-- Begin DATA --

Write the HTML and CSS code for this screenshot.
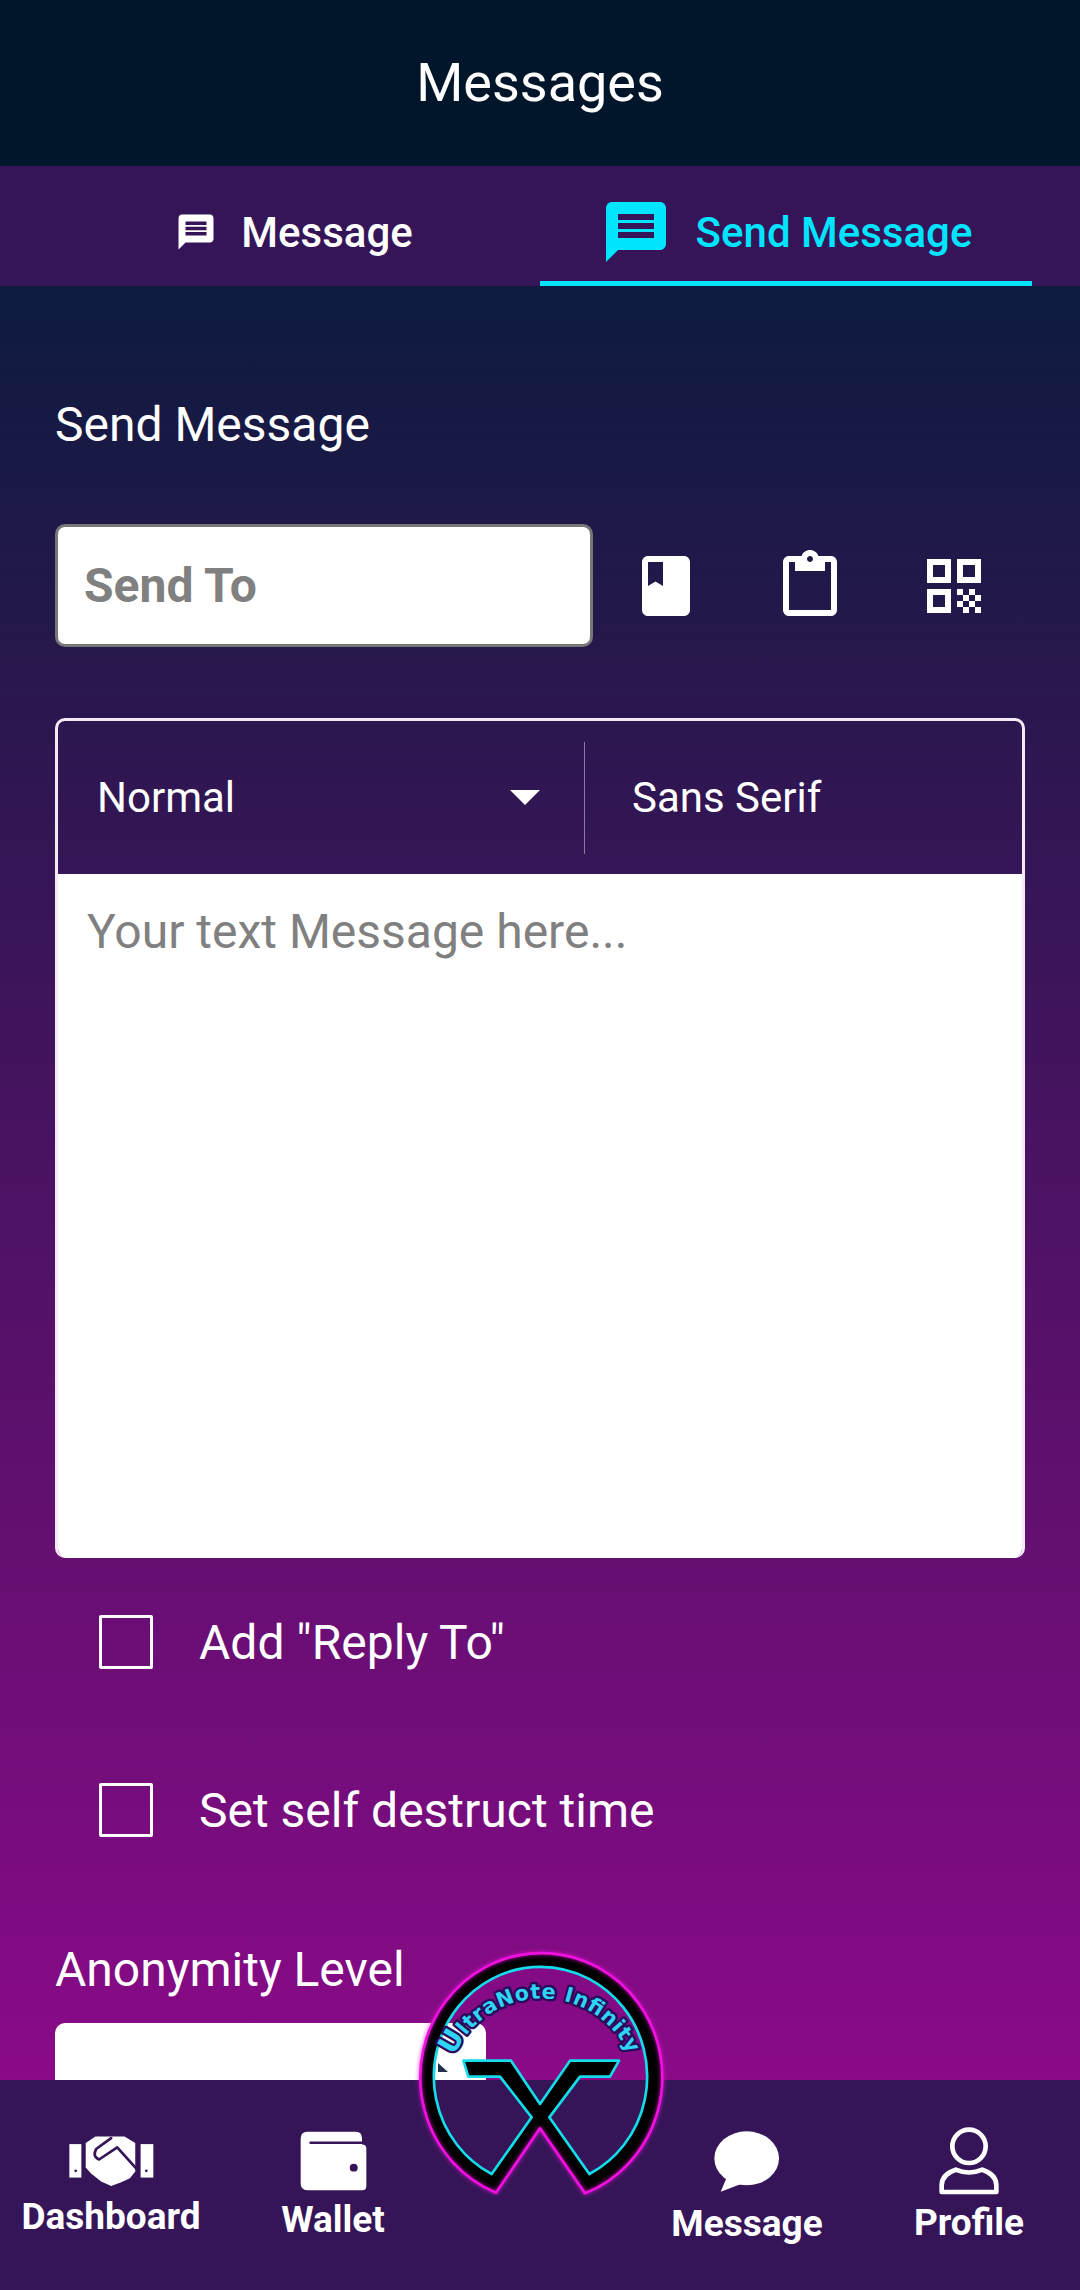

-- End DATA --
-- Begin DATA --

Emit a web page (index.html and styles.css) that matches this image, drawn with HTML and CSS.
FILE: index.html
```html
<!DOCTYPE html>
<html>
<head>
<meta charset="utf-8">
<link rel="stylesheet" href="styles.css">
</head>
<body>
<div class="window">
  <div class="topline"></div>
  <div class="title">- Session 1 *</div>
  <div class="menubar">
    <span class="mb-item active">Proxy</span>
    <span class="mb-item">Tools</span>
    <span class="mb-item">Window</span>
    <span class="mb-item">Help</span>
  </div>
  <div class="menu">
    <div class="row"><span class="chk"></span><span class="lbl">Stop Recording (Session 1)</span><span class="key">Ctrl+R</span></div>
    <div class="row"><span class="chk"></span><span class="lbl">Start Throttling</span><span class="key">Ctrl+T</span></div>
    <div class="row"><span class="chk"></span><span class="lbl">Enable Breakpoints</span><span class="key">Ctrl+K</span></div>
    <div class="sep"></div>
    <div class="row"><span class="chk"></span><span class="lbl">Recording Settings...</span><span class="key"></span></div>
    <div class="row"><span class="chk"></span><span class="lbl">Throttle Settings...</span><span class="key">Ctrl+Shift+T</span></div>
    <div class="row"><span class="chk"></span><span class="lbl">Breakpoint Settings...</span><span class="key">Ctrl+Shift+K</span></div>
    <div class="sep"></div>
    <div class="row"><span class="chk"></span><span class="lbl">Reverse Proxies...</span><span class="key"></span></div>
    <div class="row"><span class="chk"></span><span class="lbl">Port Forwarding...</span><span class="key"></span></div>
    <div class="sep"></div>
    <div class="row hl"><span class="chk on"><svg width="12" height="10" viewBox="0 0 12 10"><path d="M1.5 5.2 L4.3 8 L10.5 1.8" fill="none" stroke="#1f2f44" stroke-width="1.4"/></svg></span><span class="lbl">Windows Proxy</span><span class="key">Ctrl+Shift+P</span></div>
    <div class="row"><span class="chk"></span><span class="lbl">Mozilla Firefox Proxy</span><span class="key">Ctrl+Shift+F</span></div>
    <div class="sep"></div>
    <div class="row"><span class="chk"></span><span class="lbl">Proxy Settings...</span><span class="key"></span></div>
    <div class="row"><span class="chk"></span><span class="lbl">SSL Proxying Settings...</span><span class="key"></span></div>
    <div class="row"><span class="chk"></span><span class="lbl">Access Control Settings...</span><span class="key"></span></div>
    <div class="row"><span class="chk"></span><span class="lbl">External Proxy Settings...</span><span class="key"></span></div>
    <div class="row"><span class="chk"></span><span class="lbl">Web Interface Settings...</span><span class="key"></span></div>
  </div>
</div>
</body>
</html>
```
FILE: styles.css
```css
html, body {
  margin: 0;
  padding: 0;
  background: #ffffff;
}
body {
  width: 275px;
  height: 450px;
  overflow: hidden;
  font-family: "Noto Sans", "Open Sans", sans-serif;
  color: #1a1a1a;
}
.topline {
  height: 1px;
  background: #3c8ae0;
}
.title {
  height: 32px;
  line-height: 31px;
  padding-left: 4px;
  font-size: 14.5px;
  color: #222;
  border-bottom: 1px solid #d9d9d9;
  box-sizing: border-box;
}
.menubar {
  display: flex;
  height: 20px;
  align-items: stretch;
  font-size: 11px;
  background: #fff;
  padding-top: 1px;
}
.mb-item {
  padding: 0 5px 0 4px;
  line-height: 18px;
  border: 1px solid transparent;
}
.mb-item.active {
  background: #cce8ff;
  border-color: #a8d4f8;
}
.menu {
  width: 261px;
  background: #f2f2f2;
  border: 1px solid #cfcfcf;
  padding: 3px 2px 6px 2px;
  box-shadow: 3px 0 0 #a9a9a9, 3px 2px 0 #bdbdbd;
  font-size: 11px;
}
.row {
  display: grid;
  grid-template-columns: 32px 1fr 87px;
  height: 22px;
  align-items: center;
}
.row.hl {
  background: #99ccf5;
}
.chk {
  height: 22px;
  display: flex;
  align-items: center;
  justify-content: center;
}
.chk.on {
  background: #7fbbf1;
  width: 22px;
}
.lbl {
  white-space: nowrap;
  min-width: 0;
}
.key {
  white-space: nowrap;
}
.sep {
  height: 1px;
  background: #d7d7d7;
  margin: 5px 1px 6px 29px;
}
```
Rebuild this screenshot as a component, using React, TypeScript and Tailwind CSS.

-- End DATA --
-- Begin DATA --

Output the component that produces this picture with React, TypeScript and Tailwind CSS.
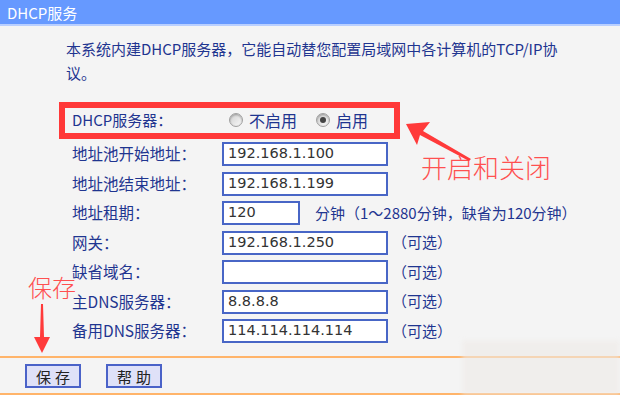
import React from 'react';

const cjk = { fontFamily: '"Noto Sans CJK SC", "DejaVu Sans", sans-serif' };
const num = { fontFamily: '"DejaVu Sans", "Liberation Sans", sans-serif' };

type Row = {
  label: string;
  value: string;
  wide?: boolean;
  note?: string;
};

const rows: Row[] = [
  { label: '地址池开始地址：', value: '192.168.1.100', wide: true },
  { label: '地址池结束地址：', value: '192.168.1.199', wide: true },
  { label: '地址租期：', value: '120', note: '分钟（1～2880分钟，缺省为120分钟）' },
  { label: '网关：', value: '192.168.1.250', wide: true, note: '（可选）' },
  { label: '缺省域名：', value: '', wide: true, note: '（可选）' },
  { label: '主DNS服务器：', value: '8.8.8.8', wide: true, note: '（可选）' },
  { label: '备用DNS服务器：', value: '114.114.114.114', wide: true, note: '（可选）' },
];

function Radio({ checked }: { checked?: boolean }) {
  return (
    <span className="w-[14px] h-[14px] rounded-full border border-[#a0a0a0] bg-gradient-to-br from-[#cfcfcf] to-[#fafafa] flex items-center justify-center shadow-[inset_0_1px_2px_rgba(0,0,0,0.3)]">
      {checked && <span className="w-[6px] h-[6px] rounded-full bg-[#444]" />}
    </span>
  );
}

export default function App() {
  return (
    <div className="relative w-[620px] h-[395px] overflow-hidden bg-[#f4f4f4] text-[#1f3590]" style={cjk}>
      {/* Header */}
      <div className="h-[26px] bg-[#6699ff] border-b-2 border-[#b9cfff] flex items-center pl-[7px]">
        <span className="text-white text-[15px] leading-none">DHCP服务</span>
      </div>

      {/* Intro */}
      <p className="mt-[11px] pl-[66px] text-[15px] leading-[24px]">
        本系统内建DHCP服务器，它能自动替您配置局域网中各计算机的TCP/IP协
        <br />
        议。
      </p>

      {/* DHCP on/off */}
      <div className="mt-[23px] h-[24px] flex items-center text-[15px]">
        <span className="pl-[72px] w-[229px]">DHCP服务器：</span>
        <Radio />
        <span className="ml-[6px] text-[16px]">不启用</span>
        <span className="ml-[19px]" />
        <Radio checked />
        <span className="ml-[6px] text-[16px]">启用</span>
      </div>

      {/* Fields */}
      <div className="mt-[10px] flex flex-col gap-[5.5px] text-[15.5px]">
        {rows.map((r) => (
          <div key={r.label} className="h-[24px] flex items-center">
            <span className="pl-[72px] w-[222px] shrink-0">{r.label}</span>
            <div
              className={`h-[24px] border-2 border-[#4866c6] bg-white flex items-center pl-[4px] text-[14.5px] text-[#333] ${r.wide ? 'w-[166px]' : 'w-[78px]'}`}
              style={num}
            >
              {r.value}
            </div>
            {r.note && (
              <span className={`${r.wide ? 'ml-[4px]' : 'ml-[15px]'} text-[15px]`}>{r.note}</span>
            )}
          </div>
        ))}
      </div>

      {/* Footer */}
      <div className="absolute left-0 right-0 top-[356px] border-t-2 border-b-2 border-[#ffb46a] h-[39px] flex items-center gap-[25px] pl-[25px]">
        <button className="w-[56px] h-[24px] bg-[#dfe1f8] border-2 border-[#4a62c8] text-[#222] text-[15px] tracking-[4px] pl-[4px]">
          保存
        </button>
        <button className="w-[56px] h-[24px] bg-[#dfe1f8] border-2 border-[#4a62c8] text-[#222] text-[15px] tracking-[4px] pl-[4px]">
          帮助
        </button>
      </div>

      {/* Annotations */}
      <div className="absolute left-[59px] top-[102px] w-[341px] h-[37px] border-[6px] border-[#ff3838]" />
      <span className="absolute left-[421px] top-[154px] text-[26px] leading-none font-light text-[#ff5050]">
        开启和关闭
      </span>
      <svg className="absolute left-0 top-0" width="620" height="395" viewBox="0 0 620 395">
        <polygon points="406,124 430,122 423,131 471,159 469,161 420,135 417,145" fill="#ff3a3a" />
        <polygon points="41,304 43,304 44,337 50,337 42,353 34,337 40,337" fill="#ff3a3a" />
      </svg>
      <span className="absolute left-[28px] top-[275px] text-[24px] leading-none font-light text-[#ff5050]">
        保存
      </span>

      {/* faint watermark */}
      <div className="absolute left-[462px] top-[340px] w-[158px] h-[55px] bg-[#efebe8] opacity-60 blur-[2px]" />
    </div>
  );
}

-- End DATA --

▸ THE TASK: From the entries above, copy every line containing the word "component".

▸ EXERCISE ANSWER:
Rebuild this screenshot as a component, using React, TypeScript and Tailwind CSS.
Output the component that produces this picture with React, TypeScript and Tailwind CSS.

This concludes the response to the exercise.